You are also told that $\displaystyle \frac{\pi}{10}$ is a solution. This is in the first quadrant. But your domain also includes the second quadrant.
So $\displaystyle \pi - \frac{\pi}{10} = \frac{9\pi}{10}$ is also a solution.
I was thinking of sketching 2 graphs and finding the intersections.
The first intersection is $\displaystyle \dfrac{\pi}{10}$ (given), the second is 0.5 (obvious).
My real doubt is how to get the last solution which is not readable from the sketch.
According to Prove It,
$\displaystyle \pi - \frac{\pi}{10} = \frac{9\pi}{10}$
Why?
you guys actually predicted and solved the qn part 2 b4 i asked which is
show that $\displaystyle sin3x=3sinx-4sin^3{x}$ and hence prove that
$\displaystyle cos(2x)-sin(3x)\equiv 4\sin^3{x} - 2\sin^2{x} - 3\sin{x} + 1$
i believe that part 1 which is the original qn do not require part 2 working and is also rather simple cos it is only 2 marks, though I dunno how to do.
OK. Now you know that
If sin(x) = 1/2, then x can be either π/6 or (π - π/6) = 5π/6
Similarly if x = π/10 satisfies the given equation, then x = (π-π/10) = 9π/10 must also satisfy the given equation.
You should know that $\displaystyle \sin{\theta}$ is positive in the first and second quadrants, and that by symmetry, $\displaystyle \sin{\left(\pi - \theta\right)} = \sin{\theta}$.
In this case, $\displaystyle \theta = \frac{\pi}{10}$.
You can't read from your sketch that the two graphs cross at $\displaystyle x = 0.9\pi = \frac{9\pi}{10}$?
Look at it this way.

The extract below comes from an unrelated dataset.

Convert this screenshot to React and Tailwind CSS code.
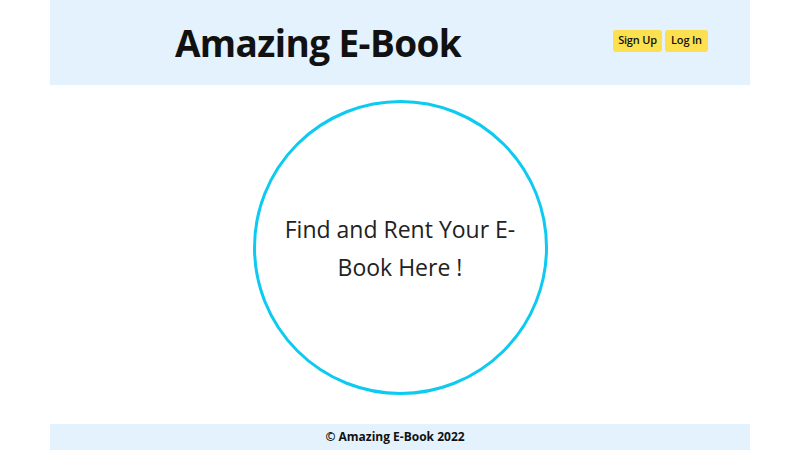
export default function App() {
  return (
    <div className="w-[800px] h-[450px] bg-white overflow-hidden" style={{ fontFamily: '"Open Sans", "Noto Sans", sans-serif' }}>
      <div className="mx-auto w-[700px] flex flex-col h-[450px]">
        <header className="h-[85px] bg-[#e3f2fd] flex items-center">
          <div className="w-[536px] flex justify-center">
            <h1 className="text-[37px] font-bold text-[#111] tracking-[-0.6px] leading-none">Amazing E-Book</h1>
          </div>
          <div className="flex gap-[3px] ml-[27px] -mt-[4px]">
            <button className="h-[22px] w-[49px] rounded-[3px] bg-[#fde04f] text-[11px] font-semibold text-[#111] tracking-[-0.2px]">Sign Up</button>
            <button className="h-[22px] w-[43px] rounded-[3px] bg-[#fde04f] text-[11px] font-semibold text-[#111] tracking-[-0.2px]">Log In</button>
          </div>
        </header>
        <main className="flex-1 flex justify-center items-start pt-[15px]">
          <div className="w-[295px] h-[295px] rounded-full border-[3px] border-[#0dcaf0] flex items-center justify-center px-[28px]">
            <p className="text-[23px] leading-[38px] text-center text-[#222]">Find and Rent Your E-Book Here !</p>
          </div>
        </main>
        <footer className="h-[26px] bg-[#e3f2fd] flex justify-center items-center">
          <span className="text-[12px] font-bold text-[#111] -ml-[10px]">© Amazing E-Book 2022</span>
        </footer>
      </div>
    </div>
  );
}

You have a domain of $\displaystyle 0 < x< \pi$. This means that your solutions are in the first quadrant. So any sine values are positive.
Going back to the equation that we found using the identities I listed in my first post...
$\displaystyle 0 = 4X^3 - 2X^2 - 3X + 1$
$\displaystyle 0 = (X - 1)(4X^2 + 2X - 1)$.
That means $\displaystyle 4X^2 + 2X - 1 = 0$.
This gives $\displaystyle X = \frac{-1 \pm \sqrt{5}}{4}$ after applying the Quadratic formula.
So $\displaystyle \sin{x} = \frac{-1 \pm \sqrt{5}}{4}$ since $\displaystyle X = \sin{x}$.
Now you need to remember from your domain of $\displaystyle 0 < x < \pi$ that $\displaystyle \sin{x}$ is positive.
So we can only accept
$\displaystyle \sin{x} = \frac{-1 + \sqrt{5}}{4}$.
The first solution $\displaystyle x = \frac{\pi}{10}$ is in the first quadrant.
You also have another solution in the second quadrant. How would you find it? Think about a unit circle.
Edit: In fact, here is a picture of a unit circle, with the angle of $\displaystyle x = \frac{\pi}{10}$. Can you see that there is another value in the second quadrant where the sine value (the vertical lengths in red) is the same? What is that angle (measured from the positive $\displaystyle x$ axis)?
Notice I added inverted commas for sketches because in the exams we do not use graphic calculator.
So assuming I sketched the 2 graphs, point A and B will not be accurate (not having the same y value).
I cant read those values off my actual sketch so how do i reason it?